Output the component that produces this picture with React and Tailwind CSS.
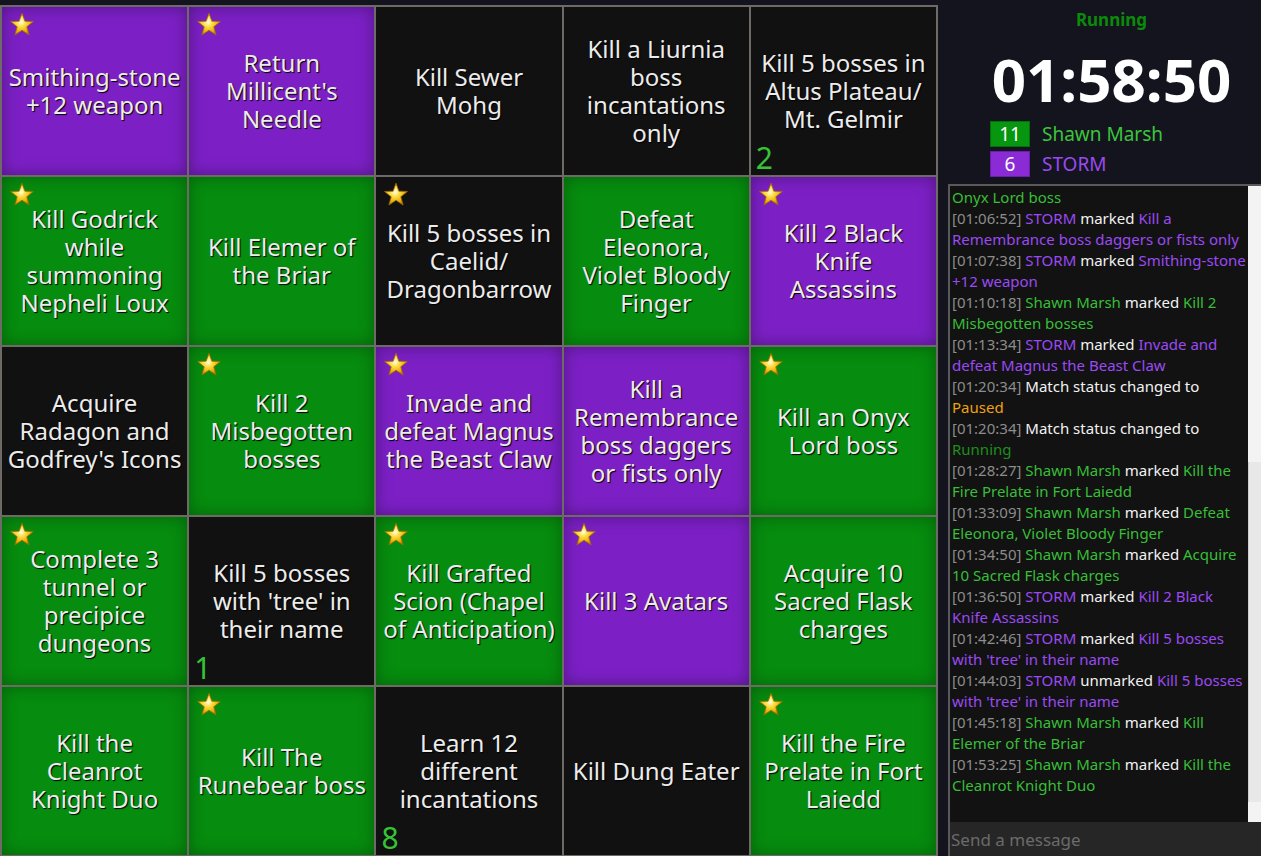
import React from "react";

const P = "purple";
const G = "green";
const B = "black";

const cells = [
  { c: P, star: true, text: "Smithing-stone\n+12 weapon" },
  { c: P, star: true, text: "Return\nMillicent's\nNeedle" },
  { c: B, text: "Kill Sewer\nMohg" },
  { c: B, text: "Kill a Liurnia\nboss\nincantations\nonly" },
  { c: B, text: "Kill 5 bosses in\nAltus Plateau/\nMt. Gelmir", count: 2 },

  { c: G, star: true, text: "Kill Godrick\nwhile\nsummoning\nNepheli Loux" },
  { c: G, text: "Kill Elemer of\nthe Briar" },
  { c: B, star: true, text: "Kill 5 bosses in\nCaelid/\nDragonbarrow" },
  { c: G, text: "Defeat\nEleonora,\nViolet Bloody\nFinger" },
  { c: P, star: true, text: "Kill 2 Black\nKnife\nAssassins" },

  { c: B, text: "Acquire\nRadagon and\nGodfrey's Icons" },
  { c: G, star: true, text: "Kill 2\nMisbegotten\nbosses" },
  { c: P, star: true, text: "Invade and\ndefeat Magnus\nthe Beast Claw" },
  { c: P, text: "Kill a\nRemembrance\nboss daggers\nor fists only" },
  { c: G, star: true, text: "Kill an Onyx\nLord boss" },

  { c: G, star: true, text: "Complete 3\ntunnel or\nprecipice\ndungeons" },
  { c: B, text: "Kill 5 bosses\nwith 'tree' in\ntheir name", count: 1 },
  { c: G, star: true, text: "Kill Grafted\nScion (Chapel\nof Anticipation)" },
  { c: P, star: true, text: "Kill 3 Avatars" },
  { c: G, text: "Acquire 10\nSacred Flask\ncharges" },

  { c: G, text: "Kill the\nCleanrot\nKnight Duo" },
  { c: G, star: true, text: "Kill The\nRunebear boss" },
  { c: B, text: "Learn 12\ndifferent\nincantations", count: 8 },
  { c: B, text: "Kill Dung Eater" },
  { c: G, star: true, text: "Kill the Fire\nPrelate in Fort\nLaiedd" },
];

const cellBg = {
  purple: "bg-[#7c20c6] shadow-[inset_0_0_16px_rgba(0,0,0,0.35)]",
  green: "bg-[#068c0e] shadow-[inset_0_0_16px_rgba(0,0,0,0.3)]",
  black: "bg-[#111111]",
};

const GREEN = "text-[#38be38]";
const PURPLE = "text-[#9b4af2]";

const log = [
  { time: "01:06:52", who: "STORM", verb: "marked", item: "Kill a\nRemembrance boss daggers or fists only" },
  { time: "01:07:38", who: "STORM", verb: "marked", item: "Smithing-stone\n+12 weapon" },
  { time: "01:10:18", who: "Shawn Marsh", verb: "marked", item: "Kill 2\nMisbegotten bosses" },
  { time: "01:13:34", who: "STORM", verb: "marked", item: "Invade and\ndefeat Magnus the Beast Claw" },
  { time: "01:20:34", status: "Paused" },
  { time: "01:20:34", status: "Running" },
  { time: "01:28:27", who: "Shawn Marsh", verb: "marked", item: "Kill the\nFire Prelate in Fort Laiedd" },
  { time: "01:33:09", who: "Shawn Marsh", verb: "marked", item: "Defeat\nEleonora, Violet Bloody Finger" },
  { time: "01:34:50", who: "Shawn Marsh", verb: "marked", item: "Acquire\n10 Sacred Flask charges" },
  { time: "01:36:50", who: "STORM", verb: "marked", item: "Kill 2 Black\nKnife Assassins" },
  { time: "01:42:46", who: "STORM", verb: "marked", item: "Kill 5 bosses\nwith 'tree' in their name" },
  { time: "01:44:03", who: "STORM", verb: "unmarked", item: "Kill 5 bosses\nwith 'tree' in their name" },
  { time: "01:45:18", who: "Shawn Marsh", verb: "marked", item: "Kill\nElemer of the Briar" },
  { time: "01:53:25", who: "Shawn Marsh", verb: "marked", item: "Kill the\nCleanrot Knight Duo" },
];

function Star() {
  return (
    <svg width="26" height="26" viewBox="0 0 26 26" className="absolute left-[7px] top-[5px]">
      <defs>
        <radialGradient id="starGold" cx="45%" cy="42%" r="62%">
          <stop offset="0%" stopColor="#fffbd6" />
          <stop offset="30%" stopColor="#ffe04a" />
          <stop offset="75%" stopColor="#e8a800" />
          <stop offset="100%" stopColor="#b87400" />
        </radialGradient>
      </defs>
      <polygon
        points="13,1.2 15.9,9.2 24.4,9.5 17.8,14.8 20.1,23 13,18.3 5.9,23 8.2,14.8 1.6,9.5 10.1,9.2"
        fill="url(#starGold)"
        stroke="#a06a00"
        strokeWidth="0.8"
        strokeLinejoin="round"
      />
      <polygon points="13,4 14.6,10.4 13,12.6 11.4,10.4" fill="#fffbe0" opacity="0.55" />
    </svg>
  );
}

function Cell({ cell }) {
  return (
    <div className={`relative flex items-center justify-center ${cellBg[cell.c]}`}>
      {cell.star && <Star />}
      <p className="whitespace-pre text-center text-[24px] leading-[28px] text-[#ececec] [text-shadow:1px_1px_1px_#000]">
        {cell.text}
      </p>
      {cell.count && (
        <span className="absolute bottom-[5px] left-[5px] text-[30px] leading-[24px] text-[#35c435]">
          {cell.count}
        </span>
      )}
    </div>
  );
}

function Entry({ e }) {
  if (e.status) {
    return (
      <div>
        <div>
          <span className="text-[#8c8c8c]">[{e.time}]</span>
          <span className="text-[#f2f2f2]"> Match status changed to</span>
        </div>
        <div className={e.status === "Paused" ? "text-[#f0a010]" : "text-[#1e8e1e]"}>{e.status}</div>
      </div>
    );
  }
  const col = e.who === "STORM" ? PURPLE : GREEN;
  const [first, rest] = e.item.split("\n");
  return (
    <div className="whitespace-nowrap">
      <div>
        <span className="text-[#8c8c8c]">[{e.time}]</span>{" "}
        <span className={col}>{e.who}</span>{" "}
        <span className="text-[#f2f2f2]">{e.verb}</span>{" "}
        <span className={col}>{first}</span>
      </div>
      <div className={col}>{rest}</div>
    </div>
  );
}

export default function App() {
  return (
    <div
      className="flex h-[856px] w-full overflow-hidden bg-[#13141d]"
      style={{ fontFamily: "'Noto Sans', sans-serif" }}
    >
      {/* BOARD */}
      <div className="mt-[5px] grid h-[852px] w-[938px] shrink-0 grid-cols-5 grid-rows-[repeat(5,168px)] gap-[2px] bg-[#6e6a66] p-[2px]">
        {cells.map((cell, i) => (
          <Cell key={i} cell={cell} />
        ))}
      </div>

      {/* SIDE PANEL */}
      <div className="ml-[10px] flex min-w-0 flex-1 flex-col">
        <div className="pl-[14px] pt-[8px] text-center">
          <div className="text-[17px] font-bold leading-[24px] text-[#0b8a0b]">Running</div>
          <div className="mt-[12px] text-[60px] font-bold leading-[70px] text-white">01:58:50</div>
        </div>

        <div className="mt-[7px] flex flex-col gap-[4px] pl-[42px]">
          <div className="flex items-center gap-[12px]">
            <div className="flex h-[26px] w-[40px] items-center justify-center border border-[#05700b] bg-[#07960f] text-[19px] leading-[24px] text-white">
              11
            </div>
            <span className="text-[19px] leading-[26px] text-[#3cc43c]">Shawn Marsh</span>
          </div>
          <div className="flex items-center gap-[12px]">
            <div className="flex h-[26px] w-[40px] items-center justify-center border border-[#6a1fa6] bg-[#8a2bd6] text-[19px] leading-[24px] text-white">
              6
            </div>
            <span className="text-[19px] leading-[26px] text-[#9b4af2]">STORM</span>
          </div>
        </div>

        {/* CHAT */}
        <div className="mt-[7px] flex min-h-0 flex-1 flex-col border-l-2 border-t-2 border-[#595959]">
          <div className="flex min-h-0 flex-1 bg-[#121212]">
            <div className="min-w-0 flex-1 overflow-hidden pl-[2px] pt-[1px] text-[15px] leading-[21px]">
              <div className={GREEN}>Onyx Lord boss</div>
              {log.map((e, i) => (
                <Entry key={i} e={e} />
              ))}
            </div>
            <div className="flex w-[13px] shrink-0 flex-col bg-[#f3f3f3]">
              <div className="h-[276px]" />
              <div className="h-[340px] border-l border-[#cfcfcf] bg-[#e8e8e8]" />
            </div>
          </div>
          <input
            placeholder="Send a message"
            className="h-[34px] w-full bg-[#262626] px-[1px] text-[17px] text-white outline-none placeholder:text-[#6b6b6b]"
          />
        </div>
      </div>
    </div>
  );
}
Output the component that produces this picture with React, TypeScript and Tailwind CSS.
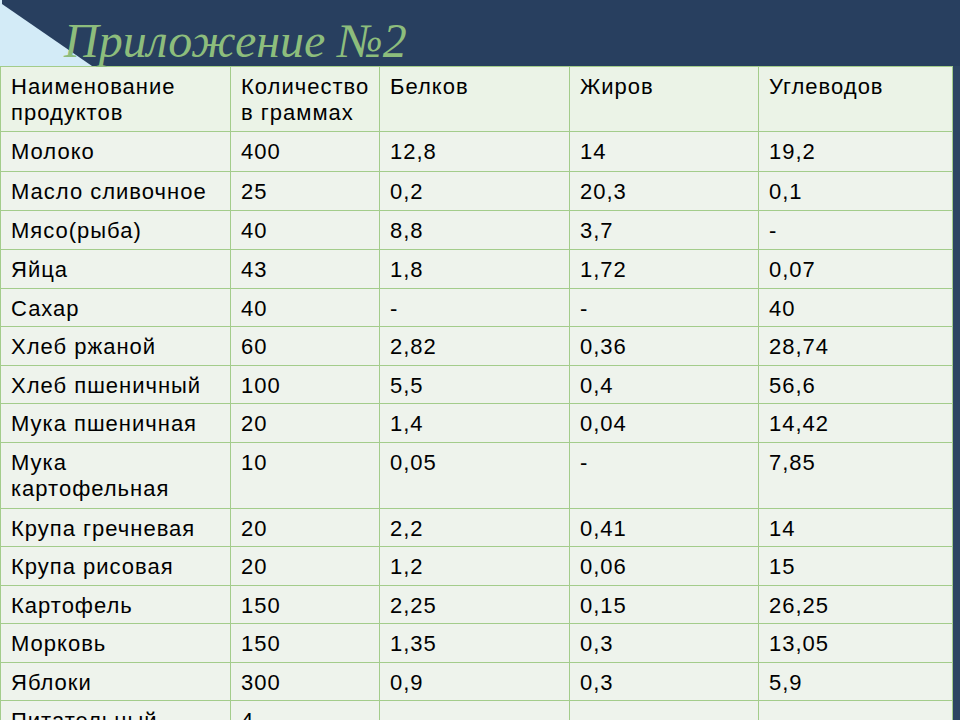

### STATED EXERCISE
List every line above containing the word "component".

### EXERCISE RESPONSE
Output the component that produces this picture with React and Tailwind CSS.
Output the component that produces this picture with React, TypeScript and Tailwind CSS.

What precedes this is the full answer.